So you’ve taken up Microsoft on its offer to upgrade to Windows 10 for free. How’s that working out for you?

For the most part Windows 10 should be able to run on just about any hardware that could run Windows 7 or later. But if you’re running into problems, Microsoft included an escape chute: You can easily roll back to an earlier version of Windows within 30 days of installing Windows 10.

go back

If you upgraded from Windows 7 or Windows 8.1, Microsoft will save all of your files in a folder called Windows.old. It’ll stick around for about a month before Windows 10 deletes the folder to free up gigabytes of disk space.

In order to go back to your previous version of Windows, all you have to do is open the Windows 10 Settings app, choose the “Update & Security” option, and then select the “Recovery” tab.

You should see an option that says “Go back to Windows 8.1” or “Go Back to Windows 7.”

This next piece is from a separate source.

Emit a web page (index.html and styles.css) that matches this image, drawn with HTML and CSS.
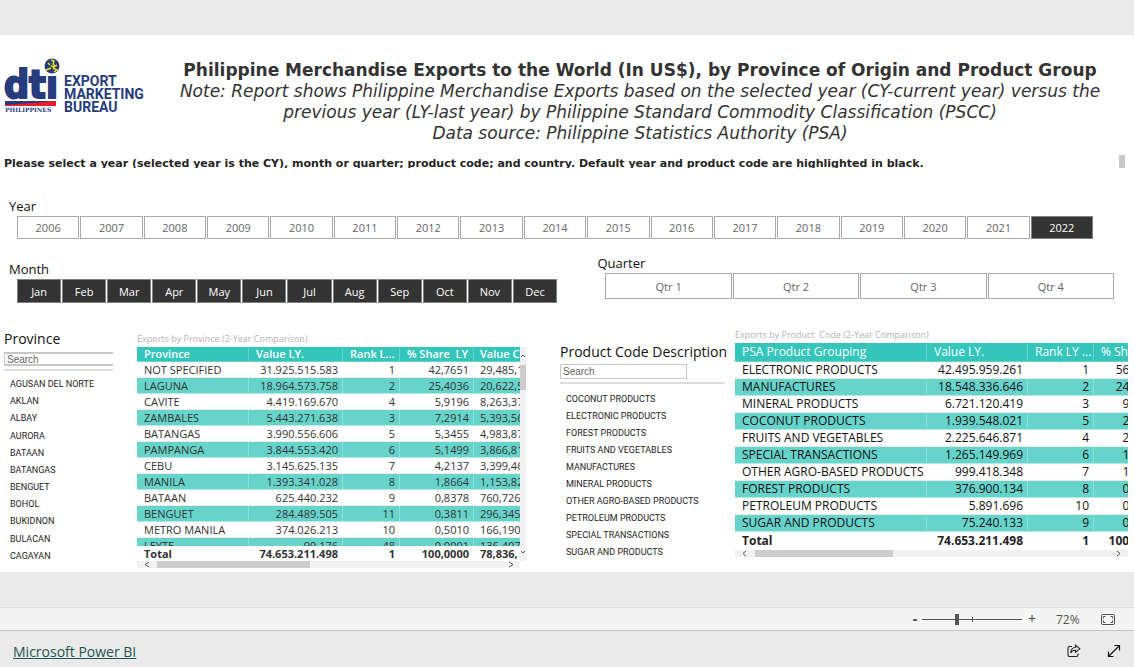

Since this option will disappear in 30 days, it’s not a bad idea to create a backup of your previous operating system before upgrading. If you’re using Windows 8.1, you can create a USB recovery drive. Windows 7 users can use the backup and restore utility to create a backup and a system repair disc.

On the other hand, if you stick with Windows 10 for more than 30 days, you can still use the built-in recovery tool. But instead of letting you roll back to an earlier version of Windows, it’ll let you restore Windows 10 to an earlier state.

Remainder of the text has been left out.